# WHAT IS REQUIRED
Skip the pictures. Transcribe the rest of the data below without changing a word.
== DATASET SECTION
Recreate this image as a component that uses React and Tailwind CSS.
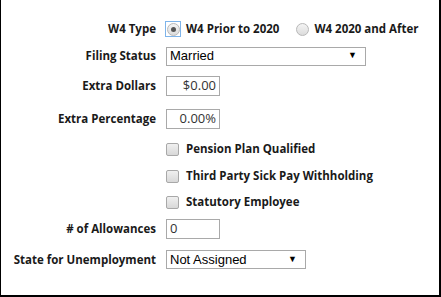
import React from "react";

const labelCls =
  "w-[165px] shrink-0 pr-[10px] text-right text-[11.5px] font-bold text-[#1a1a1a] whitespace-nowrap";
const optCls = "text-[11.5px] font-bold text-[#1a1a1a] whitespace-nowrap";

function Radio({ checked, focused }) {
  return (
    <span
      className={
        "flex h-[16px] w-[16px] items-center justify-center " +
        (focused ? "border border-[#7eb4ea]" : "border border-transparent")
      }
    >
      <span className="flex h-[13px] w-[13px] items-center justify-center rounded-full border border-[#b8b8b8] bg-gradient-to-b from-[#f4f4f4] to-[#dcdcdc]">
        {checked && <span className="h-[5px] w-[5px] rounded-full bg-[#555]" />}
      </span>
    </span>
  );
}

function Checkbox() {
  return (
    <span className="h-[13px] w-[13px] rounded-[2px] border border-[#a8a8a8] bg-gradient-to-b from-[#f0f0f0] to-[#d8d8d8]" />
  );
}

function Select({ value, width }) {
  return (
    <div
      className={
        "flex h-[19px] items-center justify-between border border-[#a9a9a9] bg-white pl-[3px] pr-[8px] font-['Liberation_Sans',Arial,sans-serif] text-[13px] text-black " +
        width
      }
    >
      <span>{value}</span>
      <span className="text-[9px]">▼</span>
    </div>
  );
}

function TextBox({ value, right }) {
  return (
    <div
      className={
        "flex h-[20px] w-[54px] items-center border border-[#a9a9a9] bg-white px-[3px] text-[13px] text-[#333] " +
        (right ? "justify-end" : "justify-start")
      }
    >
      {value}
    </div>
  );
}

function Row({ label, h, children }) {
  return (
    <div className={"flex items-center " + h}>
      <div className={labelCls}>{label}</div>
      <div className="flex items-center">{children}</div>
    </div>
  );
}

function CheckRow({ label, h }) {
  return (
    <div className={"flex items-center " + h}>
      <div className="w-[165px] shrink-0" />
      <Checkbox />
      <span className={"ml-[7px] " + optCls}>{label}</span>
    </div>
  );
}

export default function App() {
  return (
    <div className="h-[297px] w-[441px] bg-white font-['Open_Sans',sans-serif]">
      <div className="-ml-[1px] flex h-[297px] w-[442px] flex-col border-b-2 border-l-2 border-r-2 border-black pt-[16px]">
        <Row label="W4 Type" h="h-[26px]">
          <div className="-ml-[1px] flex items-center">
            <Radio checked focused />
            <span className={"ml-[5px] " + optCls}>W4 Prior to 2020</span>
            <span className="ml-[15px]">
              <Radio />
            </span>
            <span className={"ml-[4px] " + optCls}>W4 2020 and After</span>
          </div>
        </Row>
        <Row label="Filing Status" h="h-[28px]">
          <Select value="Married" width="w-[200px]" />
        </Row>
        <Row label="Extra Dollars" h="h-[32px]">
          <TextBox value="$0.00" right />
        </Row>
        <Row label="Extra Percentage" h="h-[33px]">
          <TextBox value="0.00%" right />
        </Row>
        <CheckRow label="Pension Plan Qualified" h="h-[28px]" />
        <CheckRow label="Third Party Sick Pay Withholding" h="h-[26px]" />
        <CheckRow label="Statutory Employee" h="h-[26px]" />
        <Row label="# of Allowances" h="h-[28px]">
          <TextBox value="0" />
        </Row>
        <Row label="State for Unemployment" h="h-[33px]">
          <Select value="Not Assigned" width="w-[140px]" />
        </Row>
      </div>
    </div>
  );
}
====
# WRITTEN SOLUTION
Recreate this image as a component that uses React and Tailwind CSS.
import React from "react";

const labelCls =
  "w-[165px] shrink-0 pr-[10px] text-right text-[11.5px] font-bold text-[#1a1a1a] whitespace-nowrap";
const optCls = "text-[11.5px] font-bold text-[#1a1a1a] whitespace-nowrap";

function Radio({ checked, focused }) {
  return (
    <span
      className={
        "flex h-[16px] w-[16px] items-center justify-center " +
        (focused ? "border border-[#7eb4ea]" : "border border-transparent")
      }
    >
      <span className="flex h-[13px] w-[13px] items-center justify-center rounded-full border border-[#b8b8b8] bg-gradient-to-b from-[#f4f4f4] to-[#dcdcdc]">
        {checked && <span className="h-[5px] w-[5px] rounded-full bg-[#555]" />}
      </span>
    </span>
  );
}

function Checkbox() {
  return (
    <span className="h-[13px] w-[13px] rounded-[2px] border border-[#a8a8a8] bg-gradient-to-b from-[#f0f0f0] to-[#d8d8d8]" />
  );
}

function Select({ value, width }) {
  return (
    <div
      className={
        "flex h-[19px] items-center justify-between border border-[#a9a9a9] bg-white pl-[3px] pr-[8px] font-['Liberation_Sans',Arial,sans-serif] text-[13px] text-black " +
        width
      }
    >
      <span>{value}</span>
      <span className="text-[9px]">▼</span>
    </div>
  );
}

function TextBox({ value, right }) {
  return (
    <div
      className={
        "flex h-[20px] w-[54px] items-center border border-[#a9a9a9] bg-white px-[3px] text-[13px] text-[#333] " +
        (right ? "justify-end" : "justify-start")
      }
    >
      {value}
    </div>
  );
}

function Row({ label, h, children }) {
  return (
    <div className={"flex items-center " + h}>
      <div className={labelCls}>{label}</div>
      <div className="flex items-center">{children}</div>
    </div>
  );
}

function CheckRow({ label, h }) {
  return (
    <div className={"flex items-center " + h}>
      <div className="w-[165px] shrink-0" />
      <Checkbox />
      <span className={"ml-[7px] " + optCls}>{label}</span>
    </div>
  );
}

export default function App() {
  return (
    <div className="h-[297px] w-[441px] bg-white font-['Open_Sans',sans-serif]">
      <div className="-ml-[1px] flex h-[297px] w-[442px] flex-col border-b-2 border-l-2 border-r-2 border-black pt-[16px]">
        <Row label="W4 Type" h="h-[26px]">
          <div className="-ml-[1px] flex items-center">
            <Radio checked focused />
            <span className={"ml-[5px] " + optCls}>W4 Prior to 2020</span>
            <span className="ml-[15px]">
              <Radio />
            </span>
            <span className={"ml-[4px] " + optCls}>W4 2020 and After</span>
          </div>
        </Row>
        <Row label="Filing Status" h="h-[28px]">
          <Select value="Married" width="w-[200px]" />
        </Row>
        <Row label="Extra Dollars" h="h-[32px]">
          <TextBox value="$0.00" right />
        </Row>
        <Row label="Extra Percentage" h="h-[33px]">
          <TextBox value="0.00%" right />
        </Row>
        <CheckRow label="Pension Plan Qualified" h="h-[28px]" />
        <CheckRow label="Third Party Sick Pay Withholding" h="h-[26px]" />
        <CheckRow label="Statutory Employee" h="h-[26px]" />
        <Row label="# of Allowances" h="h-[28px]">
          <TextBox value="0" />
        </Row>
        <Row label="State for Unemployment" h="h-[33px]">
          <Select value="Not Assigned" width="w-[140px]" />
        </Row>
      </div>
    </div>
  );
}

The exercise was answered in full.